## Your goal
Output the full listing below exactly, without the pictures.

===== Dataset content

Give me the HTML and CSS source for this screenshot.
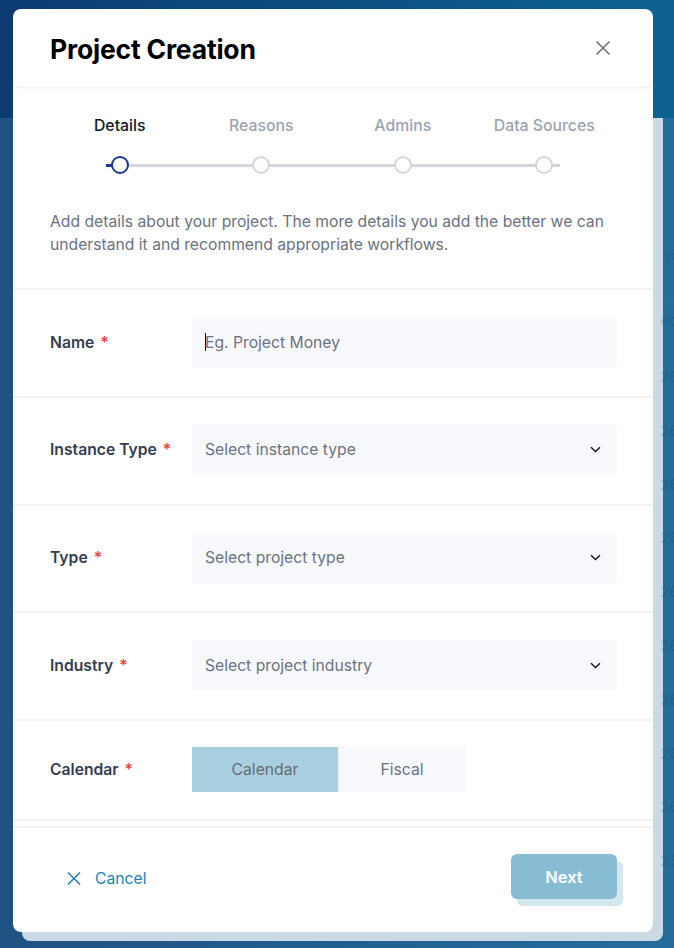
FILE: index.html
```html
<!DOCTYPE html>
<html lang="en">
<head>
    <meta charset="UTF-8">
    <meta name="viewport" content="width=device-width, initial-scale=1.0">
    <title>Project Creation</title>
    <link rel="stylesheet" href="styles.css">
</head>
<body>
    <!-- page behind the dialog -->
    <div class="page">
        <div class="topbar"></div>
        <div class="page-body">
            <div class="col">
                <div class="search">c</div>
                <div class="col-head">ed</div>
                <div class="cell">26</div>
                <div class="cell">26</div>
                <div class="cell">26</div>
                <div class="cell">26</div>
                <div class="cell">26</div>
                <div class="cell">26</div>
                <div class="cell">26</div>
                <div class="cell">26</div>
                <div class="cell">26</div>
                <div class="cell">23</div>
            </div>
        </div>
    </div>

    <div class="modal">
        <div class="modal-header">
            <h1>Project Creation</h1>
            <button class="close" aria-label="Close">
                <svg width="16" height="16" viewBox="0 0 16 16"><path d="M1.5 1.5l13 13M14.5 1.5l-13 13" stroke="#6b7280" stroke-width="1.6" fill="none"/></svg>
            </button>
        </div>

        <div class="stepper">
            <div class="steps">
                <div class="step active">Details</div>
                <div class="step">Reasons</div>
                <div class="step">Admins</div>
                <div class="step">Data Sources</div>
            </div>
            <div class="track">
                <span class="dot active"></span>
                <span class="dot"></span>
                <span class="dot"></span>
                <span class="dot"></span>
            </div>
        </div>

        <p class="intro">Add details about your project. The more details you add the better we can understand it and recommend appropriate workflows.</p>

        <div class="row">
            <label>Name <span class="req">*</span></label>
            <div class="field">
                <span class="caret"></span>
                <span class="placeholder">Eg. Project Money</span>
            </div>
        </div>
        <div class="row">
            <label>Instance Type <span class="req">*</span></label>
            <div class="field select">
                <span class="placeholder">Select instance type</span>
                <svg width="11" height="7" viewBox="0 0 11 7"><path d="M1 1.2l4.5 4.3L10 1.2" stroke="#111" stroke-width="1.3" fill="none"/></svg>
            </div>
        </div>
        <div class="row">
            <label>Type <span class="req">*</span></label>
            <div class="field select">
                <span class="placeholder">Select project type</span>
                <svg width="11" height="7" viewBox="0 0 11 7"><path d="M1 1.2l4.5 4.3L10 1.2" stroke="#111" stroke-width="1.3" fill="none"/></svg>
            </div>
        </div>
        <div class="row">
            <label>Industry <span class="req">*</span></label>
            <div class="field select">
                <span class="placeholder">Select project industry</span>
                <svg width="11" height="7" viewBox="0 0 11 7"><path d="M1 1.2l4.5 4.3L10 1.2" stroke="#111" stroke-width="1.3" fill="none"/></svg>
            </div>
        </div>
        <div class="row last">
            <label>Calendar <span class="req">*</span></label>
            <div class="toggle">
                <button class="opt on">Calendar</button>
                <button class="opt">Fiscal</button>
            </div>
        </div>

        <div class="modal-footer">
            <button class="cancel">
                <svg width="14" height="13" viewBox="0 0 14 13"><path d="M1 0.5l12 12M13 0.5l-12 12" stroke="#1b84b1" stroke-width="1.5" fill="none"/></svg>
                Cancel
            </button>
            <button class="next">Next</button>
        </div>
    </div>
</body>
</html>
```

FILE: styles.css
```css
* {
    box-sizing: border-box;
}
body {
    font-family: Inter, "Noto Sans", sans-serif;
    margin: 0;
    height: 948px;
    overflow: hidden;
    background: linear-gradient(90deg, #1f5283, #246d9b);
}
button {
    font-family: inherit;
    border: none;
    background: none;
    cursor: pointer;
}

/* background page */
.topbar {
    height: 118px;
    background: linear-gradient(90deg, #0b3b70, #0d6294);
}
.page-body {
    padding-left: 660px;
}
.col {
    width: 14px;
    overflow: hidden;
    white-space: nowrap;
    padding-top: 128px;
    color: rgba(12, 45, 85, 0.16);
    font-size: 15px;
    font-weight: 600;
}
.search {
    height: 56px;
    line-height: 20px;
    padding-left: 6px;
}
.col-head {
    height: 48px;
    line-height: 36px;
    border-top: 1px solid rgba(255, 255, 255, 0.05);
}
.cell {
    height: 53.8px;
    line-height: 54px;
}

/* dialog */
.modal {
    position: absolute;
    left: 13px;
    top: 9px;
    width: 640px;
    height: 923px;
    background: white;
    border-radius: 8px;
}
.modal::before {
    content: "";
    position: absolute;
    left: 9px;
    top: 9px;
    right: -10px;
    bottom: -9px;
    background: #cbd9e4;
    border-radius: 8px;
    z-index: -1;
}
.modal-header {
    height: 78px;
    display: flex;
    align-items: center;
    justify-content: space-between;
    padding: 0 42px 0 37px;
    border-radius: 8px;
    box-shadow: 0 1px 2px rgba(0, 0, 0, 0.08);
}
.modal-header h1 {
    margin: 0 0 -1px;
    font-size: 26.5px;
    font-weight: 700;
    color: #000;
    letter-spacing: -0.2px;
}
.close {
    padding: 0;
    display: flex;
}

.stepper {
    padding: 29px 36px 0 36px;
}
.steps, .track {
    display: grid;
    grid-template-columns: repeat(4, 141.5px);
}
.step {
    text-align: center;
    font-size: 15.8px;
    line-height: 20px;
    font-weight: 500;
    color: #9ca3af;
}
.step.active {
    color: #111827;
}
.track {
    position: relative;
    margin-top: 20px;
    height: 18px;
}
.track::before {
    content: "";
    position: absolute;
    left: 57px;
    right: 57px;
    top: 7.5px;
    height: 3px;
    background: #d3d6dd;
}
.track::after {
    content: "";
    position: absolute;
    left: 57px;
    width: 8px;
    top: 7.5px;
    height: 3px;
    background: #1e3a8a;
}
.dot {
    position: relative;
    z-index: 1;
    justify-self: center;
    width: 18px;
    height: 18px;
    border-radius: 50%;
    border: 2px solid #d3d6dd;
    background: white;
}
.dot.active {
    border-color: #1e3a8a;
}

.intro {
    margin: 36px 0 0;
    padding: 0 30px 32px 37px;
    font-size: 15.7px;
    line-height: 23px;
    color: #6b7280;
}

.row {
    display: grid;
    grid-template-columns: 142px 425px;
    align-items: center;
    padding: 27px 36px 28.75px 37px;
    border-top: 2px solid #f1f2f4;
}
.row.last {
    padding-top: 26px;
    padding-bottom: 27px;
    border-bottom: 2px solid #f1f2f4;
}
.row label {
    font-size: 15.7px;
    font-weight: 600;
    color: #343d4e;
}
.req {
    color: #ef4444;
    margin-left: 2px;
}
.field {
    position: relative;
    height: 50px;
    background: #f8f9fc;
    display: flex;
    align-items: center;
    justify-content: space-between;
    padding: 0 16px 0 13px;
    font-size: 15.7px;
}
.placeholder {
    color: #6b7280;
}
.caret {
    position: absolute;
    left: 13px;
    top: 16px;
    height: 18px;
    border-left: 1px solid #111;
}

.toggle {
    display: flex;
}
.opt {
    height: 45px;
    font-size: 15.7px;
    color: #6b7280;
    background: #f8f9fc;
    width: 128px;
}
.opt.on {
    width: 146px;
    background: #a9d0e1;
    color: #666b73;
}

.modal-footer {
    margin-top: 5px;
    border-top: 2px solid #f1f2f4;
    display: flex;
    align-items: center;
    justify-content: space-between;
    padding: 26px 36px 0 54px;
}
.cancel {
    display: flex;
    align-items: center;
    gap: 14px;
    font-size: 15.7px;
    color: #1b84b1;
    padding: 0;
    margin-top: 3px;
}
.next {
    position: relative;
    width: 106px;
    height: 45px;
    border-radius: 6px;
    background: #88bcd4;
    color: white;
    font-size: 16.5px;
    font-weight: 600;
    box-shadow: 6px 7px 0 #d3e7ef;
}
```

==========

## Solution
Give me the HTML and CSS source for this screenshot.
FILE: index.html
```html
<!DOCTYPE html>
<html lang="en">
<head>
    <meta charset="UTF-8">
    <meta name="viewport" content="width=device-width, initial-scale=1.0">
    <title>Project Creation</title>
    <link rel="stylesheet" href="styles.css">
</head>
<body>
    <!-- page behind the dialog -->
    <div class="page">
        <div class="topbar"></div>
        <div class="page-body">
            <div class="col">
                <div class="search">c</div>
                <div class="col-head">ed</div>
                <div class="cell">26</div>
                <div class="cell">26</div>
                <div class="cell">26</div>
                <div class="cell">26</div>
                <div class="cell">26</div>
                <div class="cell">26</div>
                <div class="cell">26</div>
                <div class="cell">26</div>
                <div class="cell">26</div>
                <div class="cell">23</div>
            </div>
        </div>
    </div>

    <div class="modal">
        <div class="modal-header">
            <h1>Project Creation</h1>
            <button class="close" aria-label="Close">
                <svg width="16" height="16" viewBox="0 0 16 16"><path d="M1.5 1.5l13 13M14.5 1.5l-13 13" stroke="#6b7280" stroke-width="1.6" fill="none"/></svg>
            </button>
        </div>

        <div class="stepper">
            <div class="steps">
                <div class="step active">Details</div>
                <div class="step">Reasons</div>
                <div class="step">Admins</div>
                <div class="step">Data Sources</div>
            </div>
            <div class="track">
                <span class="dot active"></span>
                <span class="dot"></span>
                <span class="dot"></span>
                <span class="dot"></span>
            </div>
        </div>

        <p class="intro">Add details about your project. The more details you add the better we can understand it and recommend appropriate workflows.</p>

        <div class="row">
            <label>Name <span class="req">*</span></label>
            <div class="field">
                <span class="caret"></span>
                <span class="placeholder">Eg. Project Money</span>
            </div>
        </div>
        <div class="row">
            <label>Instance Type <span class="req">*</span></label>
            <div class="field select">
                <span class="placeholder">Select instance type</span>
                <svg width="11" height="7" viewBox="0 0 11 7"><path d="M1 1.2l4.5 4.3L10 1.2" stroke="#111" stroke-width="1.3" fill="none"/></svg>
            </div>
        </div>
        <div class="row">
            <label>Type <span class="req">*</span></label>
            <div class="field select">
                <span class="placeholder">Select project type</span>
                <svg width="11" height="7" viewBox="0 0 11 7"><path d="M1 1.2l4.5 4.3L10 1.2" stroke="#111" stroke-width="1.3" fill="none"/></svg>
            </div>
        </div>
        <div class="row">
            <label>Industry <span class="req">*</span></label>
            <div class="field select">
                <span class="placeholder">Select project industry</span>
                <svg width="11" height="7" viewBox="0 0 11 7"><path d="M1 1.2l4.5 4.3L10 1.2" stroke="#111" stroke-width="1.3" fill="none"/></svg>
            </div>
        </div>
        <div class="row last">
            <label>Calendar <span class="req">*</span></label>
            <div class="toggle">
                <button class="opt on">Calendar</button>
                <button class="opt">Fiscal</button>
            </div>
        </div>

        <div class="modal-footer">
            <button class="cancel">
                <svg width="14" height="13" viewBox="0 0 14 13"><path d="M1 0.5l12 12M13 0.5l-12 12" stroke="#1b84b1" stroke-width="1.5" fill="none"/></svg>
                Cancel
            </button>
            <button class="next">Next</button>
        </div>
    </div>
</body>
</html>
```

FILE: styles.css
```css
* {
    box-sizing: border-box;
}
body {
    font-family: Inter, "Noto Sans", sans-serif;
    margin: 0;
    height: 948px;
    overflow: hidden;
    background: linear-gradient(90deg, #1f5283, #246d9b);
}
button {
    font-family: inherit;
    border: none;
    background: none;
    cursor: pointer;
}

/* background page */
.topbar {
    height: 118px;
    background: linear-gradient(90deg, #0b3b70, #0d6294);
}
.page-body {
    padding-left: 660px;
}
.col {
    width: 14px;
    overflow: hidden;
    white-space: nowrap;
    padding-top: 128px;
    color: rgba(12, 45, 85, 0.16);
    font-size: 15px;
    font-weight: 600;
}
.search {
    height: 56px;
    line-height: 20px;
    padding-left: 6px;
}
.col-head {
    height: 48px;
    line-height: 36px;
    border-top: 1px solid rgba(255, 255, 255, 0.05);
}
.cell {
    height: 53.8px;
    line-height: 54px;
}

/* dialog */
.modal {
    position: absolute;
    left: 13px;
    top: 9px;
    width: 640px;
    height: 923px;
    background: white;
    border-radius: 8px;
}
.modal::before {
    content: "";
    position: absolute;
    left: 9px;
    top: 9px;
    right: -10px;
    bottom: -9px;
    background: #cbd9e4;
    border-radius: 8px;
    z-index: -1;
}
.modal-header {
    height: 78px;
    display: flex;
    align-items: center;
    justify-content: space-between;
    padding: 0 42px 0 37px;
    border-radius: 8px;
    box-shadow: 0 1px 2px rgba(0, 0, 0, 0.08);
}
.modal-header h1 {
    margin: 0 0 -1px;
    font-size: 26.5px;
    font-weight: 700;
    color: #000;
    letter-spacing: -0.2px;
}
.close {
    padding: 0;
    display: flex;
}

.stepper {
    padding: 29px 36px 0 36px;
}
.steps, .track {
    display: grid;
    grid-template-columns: repeat(4, 141.5px);
}
.step {
    text-align: center;
    font-size: 15.8px;
    line-height: 20px;
    font-weight: 500;
    color: #9ca3af;
}
.step.active {
    color: #111827;
}
.track {
    position: relative;
    margin-top: 20px;
    height: 18px;
}
.track::before {
    content: "";
    position: absolute;
    left: 57px;
    right: 57px;
    top: 7.5px;
    height: 3px;
    background: #d3d6dd;
}
.track::after {
    content: "";
    position: absolute;
    left: 57px;
    width: 8px;
    top: 7.5px;
    height: 3px;
    background: #1e3a8a;
}
.dot {
    position: relative;
    z-index: 1;
    justify-self: center;
    width: 18px;
    height: 18px;
    border-radius: 50%;
    border: 2px solid #d3d6dd;
    background: white;
}
.dot.active {
    border-color: #1e3a8a;
}

.intro {
    margin: 36px 0 0;
    padding: 0 30px 32px 37px;
    font-size: 15.7px;
    line-height: 23px;
    color: #6b7280;
}

.row {
    display: grid;
    grid-template-columns: 142px 425px;
    align-items: center;
    padding: 27px 36px 28.75px 37px;
    border-top: 2px solid #f1f2f4;
}
.row.last {
    padding-top: 26px;
    padding-bottom: 27px;
    border-bottom: 2px solid #f1f2f4;
}
.row label {
    font-size: 15.7px;
    font-weight: 600;
    color: #343d4e;
}
.req {
    color: #ef4444;
    margin-left: 2px;
}
.field {
    position: relative;
    height: 50px;
    background: #f8f9fc;
    display: flex;
    align-items: center;
    justify-content: space-between;
    padding: 0 16px 0 13px;
    font-size: 15.7px;
}
.placeholder {
    color: #6b7280;
}
.caret {
    position: absolute;
    left: 13px;
    top: 16px;
    height: 18px;
    border-left: 1px solid #111;
}

.toggle {
    display: flex;
}
.opt {
    height: 45px;
    font-size: 15.7px;
    color: #6b7280;
    background: #f8f9fc;
    width: 128px;
}
.opt.on {
    width: 146px;
    background: #a9d0e1;
    color: #666b73;
}

.modal-footer {
    margin-top: 5px;
    border-top: 2px solid #f1f2f4;
    display: flex;
    align-items: center;
    justify-content: space-between;
    padding: 26px 36px 0 54px;
}
.cancel {
    display: flex;
    align-items: center;
    gap: 14px;
    font-size: 15.7px;
    color: #1b84b1;
    padding: 0;
    margin-top: 3px;
}
.next {
    position: relative;
    width: 106px;
    height: 45px;
    border-radius: 6px;
    background: #88bcd4;
    color: white;
    font-size: 16.5px;
    font-weight: 600;
    box-shadow: 6px 7px 0 #d3e7ef;
}
```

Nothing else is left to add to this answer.